Ready Player One takes it further by not backing the theme with the story. How do you win the day? By obsessing about pop trivia and the makers of pop trivia. How to you get the girl? By obsessing about pop trivia and the makers of pop trivia. Obsessing about pop trivia is the only thing that matters (that and buying some of those sweet, sweet, Warner Bros licensed materials—really, this movie is a nonstop ad), and you need to worship that trivia and destroy anyone who isn’t part of your church. Sorrento doesn’t know the right trivia, so he must be stopped—sort of like how sending death threats to people who disliked Batman vs Superman is a perfectly reasonable thing as they aren’t part of the right sect. Now Sorrento does like some pop culture things, but he likes girls’ things, so
 Go ahead, work out why liking Nancy Drew makes you open to ridicule, but praying to Mechagodzilla makes you cool. I’ll wait.

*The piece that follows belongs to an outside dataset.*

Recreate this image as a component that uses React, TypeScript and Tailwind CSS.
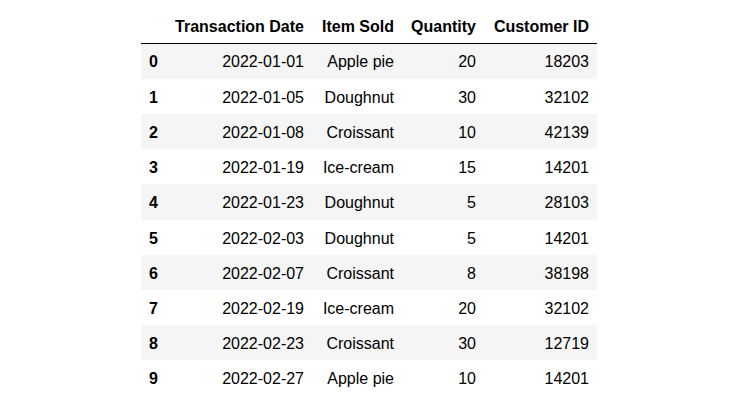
import React from "react";

const rows: [string, string, number, number][] = [
  ["2022-01-01", "Apple pie", 20, 18203],
  ["2022-01-05", "Doughnut", 30, 32102],
  ["2022-01-08", "Croissant", 10, 42139],
  ["2022-01-19", "Ice-cream", 15, 14201],
  ["2022-01-23", "Doughnut", 5, 28103],
  ["2022-02-03", "Doughnut", 5, 14201],
  ["2022-02-07", "Croissant", 8, 38198],
  ["2022-02-19", "Ice-cream", 20, 32102],
  ["2022-02-23", "Croissant", 30, 12719],
  ["2022-02-27", "Apple pie", 10, 14201],
];

const rowClass = [
  "h-[36px] bg-[#f5f5f5]",
  "h-[35px] bg-white",
  "h-[35px] bg-[#f5f5f5]",
  "h-[35px] bg-white",
  "h-[36px] bg-[#f5f5f5]",
  "h-[35px] bg-white",
  "h-[35px] bg-[#f5f5f5]",
  "h-[35px] bg-white",
  "h-[35px] bg-[#f5f5f5]",
  "h-[36px] bg-white",
];

export default function App() {
  return (
    <div className="w-[735px] h-[400px] bg-white pt-[9px] overflow-hidden font-['Liberation_Sans',Arial,sans-serif] text-[16px] text-black">
      <table className="ml-[141px] w-[456px] table-fixed border-collapse">
        <colgroup>
          <col className="w-[25px]" />
          <col className="w-[146px]" />
          <col className="w-[90px]" />
          <col className="w-[82px]" />
          <col className="w-[113px]" />
        </colgroup>
        <thead>
          <tr className="h-[34px] border-b border-black">
            <th className="px-2 pt-[2px] text-right font-bold align-middle"></th>
            <th className="px-2 pt-[2px] text-right font-bold align-middle whitespace-nowrap">Transaction Date</th>
            <th className="px-2 pt-[2px] text-right font-bold align-middle whitespace-nowrap">Item Sold</th>
            <th className="px-2 pt-[2px] text-right font-bold align-middle whitespace-nowrap">Quantity</th>
            <th className="px-2 pt-[2px] text-right font-bold align-middle whitespace-nowrap">Customer ID</th>
          </tr>
        </thead>
        <tbody>
          {rows.map((r, i) => (
            <tr key={i} className={rowClass[i]}>
              <th className="px-2 pt-[2px] text-left font-bold align-middle">{i}</th>
              <td className="px-2 pt-[2px] text-right align-middle whitespace-nowrap">{r[0]}</td>
              <td className="px-2 pt-[2px] text-right align-middle whitespace-nowrap">{r[1]}</td>
              <td className="px-2 pt-[2px] text-right align-middle whitespace-nowrap">{r[2]}</td>
              <td className="px-2 pt-[2px] text-right align-middle whitespace-nowrap">{r[3]}</td>
            </tr>
          ))}
        </tbody>
      </table>
    </div>
  );
}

This pop culture religion that we’re told not to embrace, and then shown that embracing is the only thing worth doing, is the worst kind of religion. It is all words with no meaning. None of the references have any depth. You don’t need to know the meaning of The Shining, or the metaphor of the Iron Giant (hint: he doesn’t want to kill). Actually understanding pop culture, thinking about it, is of no use—you just have to be able to rattle off facts and feel it is cool. It’s how Warner Bros would like you to watch this movie: Don’t think about it, just feel it is cool.

It needed to be a lot cooler to pull that off. The visuals are
fine. There’s no great moments. Nothing like the first sight of the sauropods in Jurassic Park. It doesn’t even approach the level of the giant robots fighting giant monsters in Pacific Rim. Apparently in the future everyone will love graphics that look like cut scenes from the 2010s. They can have photo-realistic graphics as is pointed out in the “hacking” scene, but no one goes for that. Ah, but that’s thinking about this world, and no one involved in making this movie wants anyone to do that. The OASIS has been around for years but people haven’t dealt with the fact that what you look like inside the OASIS may be different than what you look like outside it—they deal with it the way someone in 2018 would. Ah, but there I go thinking about world-building, and Ready Player One doesn’t world-build; it just pours some pop culture icons in and stirs.

Ready Player One is a mildly sexist and racist film (women are trophies! Wohoo!) but its true foulness lies in its support of the nostalgia-fanboy mania that has fueled much of the problems in current “fandom”: gamergate, comicsgate, sad puppies, driving people off social media, etc, etc. Thank god it is so bad at it. None of these hate groups are using it as a rallying cry because all they see is a bunch of cool references. Instead of being a garbage fire, it’s empty. Did you see that Terminator 2 thumbs up? Yeah, that was cool. And a time reversal device is named after Robert Zemekis. That’s cool. And that’s all Warner Bros wants you to see. Don’t forget to buy your Buckaroo Banzai T-shirt and Iron Giant figurine when you pick up your blu-ray.